* [Task requirements]:
Out of the lines below, please list those that hold the string "components".
#####
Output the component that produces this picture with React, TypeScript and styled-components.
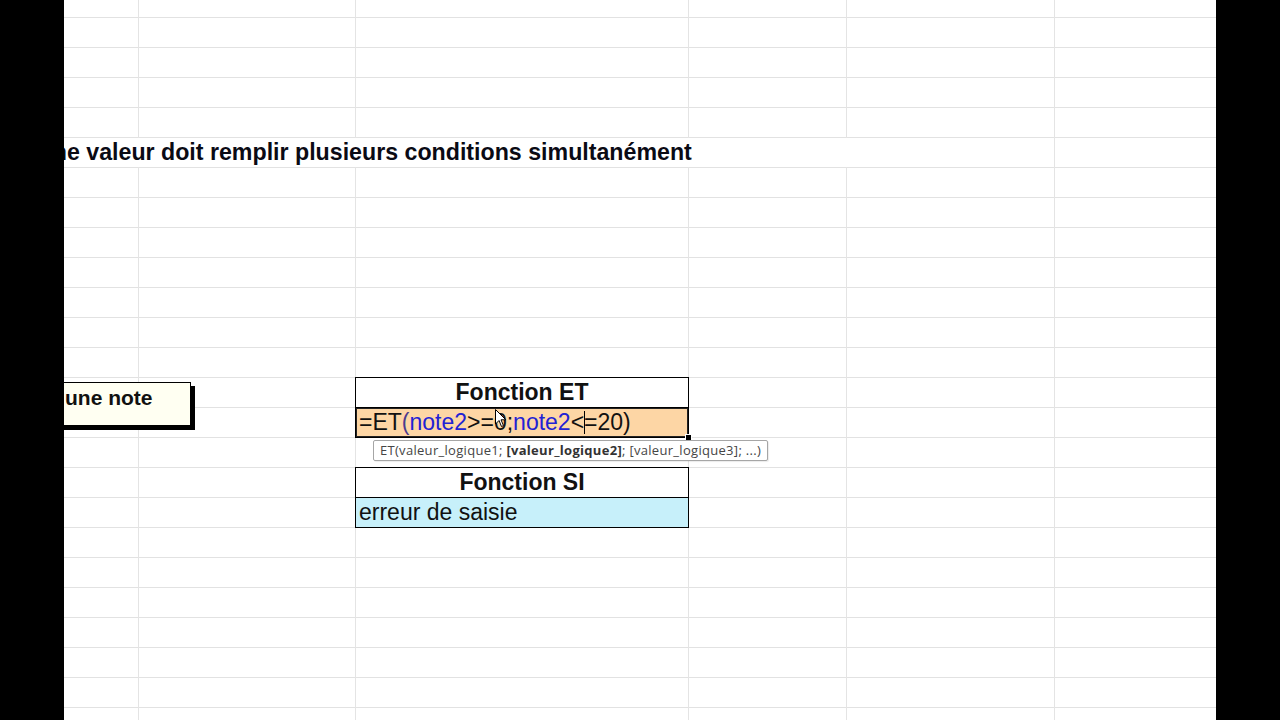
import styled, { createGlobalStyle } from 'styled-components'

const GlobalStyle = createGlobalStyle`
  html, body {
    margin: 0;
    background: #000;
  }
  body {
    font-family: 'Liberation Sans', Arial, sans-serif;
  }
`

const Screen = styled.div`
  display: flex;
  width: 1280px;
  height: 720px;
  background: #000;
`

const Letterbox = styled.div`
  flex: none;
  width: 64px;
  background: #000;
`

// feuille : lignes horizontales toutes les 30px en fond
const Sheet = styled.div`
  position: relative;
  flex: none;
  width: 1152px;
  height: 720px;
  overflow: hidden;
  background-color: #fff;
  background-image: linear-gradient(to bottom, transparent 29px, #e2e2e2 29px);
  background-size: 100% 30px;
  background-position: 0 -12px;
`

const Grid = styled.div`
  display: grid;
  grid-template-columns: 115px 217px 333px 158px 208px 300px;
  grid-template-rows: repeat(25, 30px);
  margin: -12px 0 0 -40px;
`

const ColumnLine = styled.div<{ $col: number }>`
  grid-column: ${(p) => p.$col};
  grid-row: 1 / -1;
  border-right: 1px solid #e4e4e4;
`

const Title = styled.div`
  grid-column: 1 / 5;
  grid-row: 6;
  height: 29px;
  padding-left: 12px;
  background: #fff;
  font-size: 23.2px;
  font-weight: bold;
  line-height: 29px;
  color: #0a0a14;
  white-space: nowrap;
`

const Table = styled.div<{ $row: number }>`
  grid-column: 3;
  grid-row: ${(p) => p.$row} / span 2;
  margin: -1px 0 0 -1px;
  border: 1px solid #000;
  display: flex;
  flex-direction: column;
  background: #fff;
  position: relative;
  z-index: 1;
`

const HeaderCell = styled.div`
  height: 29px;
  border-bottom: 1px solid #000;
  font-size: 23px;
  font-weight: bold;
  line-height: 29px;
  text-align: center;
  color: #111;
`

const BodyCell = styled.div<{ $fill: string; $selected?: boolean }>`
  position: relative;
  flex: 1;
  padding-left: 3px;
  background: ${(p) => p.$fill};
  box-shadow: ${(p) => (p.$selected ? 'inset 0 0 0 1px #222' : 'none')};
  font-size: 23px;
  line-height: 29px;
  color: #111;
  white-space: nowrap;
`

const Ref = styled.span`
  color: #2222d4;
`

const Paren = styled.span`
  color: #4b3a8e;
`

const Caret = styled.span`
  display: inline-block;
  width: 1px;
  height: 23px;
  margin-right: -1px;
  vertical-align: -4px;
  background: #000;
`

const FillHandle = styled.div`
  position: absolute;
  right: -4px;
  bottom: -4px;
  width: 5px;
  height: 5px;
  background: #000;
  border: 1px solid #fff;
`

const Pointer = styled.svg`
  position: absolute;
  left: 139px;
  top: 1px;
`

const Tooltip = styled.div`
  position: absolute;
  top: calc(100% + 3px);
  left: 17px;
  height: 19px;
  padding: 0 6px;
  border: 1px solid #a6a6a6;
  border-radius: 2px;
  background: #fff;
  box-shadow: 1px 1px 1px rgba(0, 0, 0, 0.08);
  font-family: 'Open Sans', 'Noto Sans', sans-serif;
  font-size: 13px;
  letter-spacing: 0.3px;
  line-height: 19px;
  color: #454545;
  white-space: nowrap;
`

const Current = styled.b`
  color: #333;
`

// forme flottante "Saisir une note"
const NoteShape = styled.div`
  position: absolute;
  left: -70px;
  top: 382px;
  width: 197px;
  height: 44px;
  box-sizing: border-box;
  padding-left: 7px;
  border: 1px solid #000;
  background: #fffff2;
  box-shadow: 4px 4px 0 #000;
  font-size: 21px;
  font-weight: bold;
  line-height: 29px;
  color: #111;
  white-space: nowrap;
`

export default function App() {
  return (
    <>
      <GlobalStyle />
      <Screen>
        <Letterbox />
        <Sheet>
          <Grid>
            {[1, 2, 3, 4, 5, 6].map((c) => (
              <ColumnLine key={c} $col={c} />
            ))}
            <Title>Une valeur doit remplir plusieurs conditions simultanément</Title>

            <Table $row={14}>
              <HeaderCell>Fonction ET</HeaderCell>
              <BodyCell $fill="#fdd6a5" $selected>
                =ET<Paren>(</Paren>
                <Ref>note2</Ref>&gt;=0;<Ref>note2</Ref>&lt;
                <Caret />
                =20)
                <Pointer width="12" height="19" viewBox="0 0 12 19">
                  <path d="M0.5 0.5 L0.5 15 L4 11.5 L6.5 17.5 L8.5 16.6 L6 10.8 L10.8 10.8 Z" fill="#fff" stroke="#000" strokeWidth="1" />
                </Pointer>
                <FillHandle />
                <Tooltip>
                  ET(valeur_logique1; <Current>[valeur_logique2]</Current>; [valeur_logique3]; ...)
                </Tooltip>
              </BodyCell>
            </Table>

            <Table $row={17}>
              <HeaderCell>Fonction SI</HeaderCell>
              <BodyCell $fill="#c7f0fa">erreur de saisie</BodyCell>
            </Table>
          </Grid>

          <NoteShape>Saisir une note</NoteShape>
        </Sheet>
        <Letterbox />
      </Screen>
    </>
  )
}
#####
* [Reply to the exercise]:
Output the component that produces this picture with React, TypeScript and styled-components.
import styled, { createGlobalStyle } from 'styled-components'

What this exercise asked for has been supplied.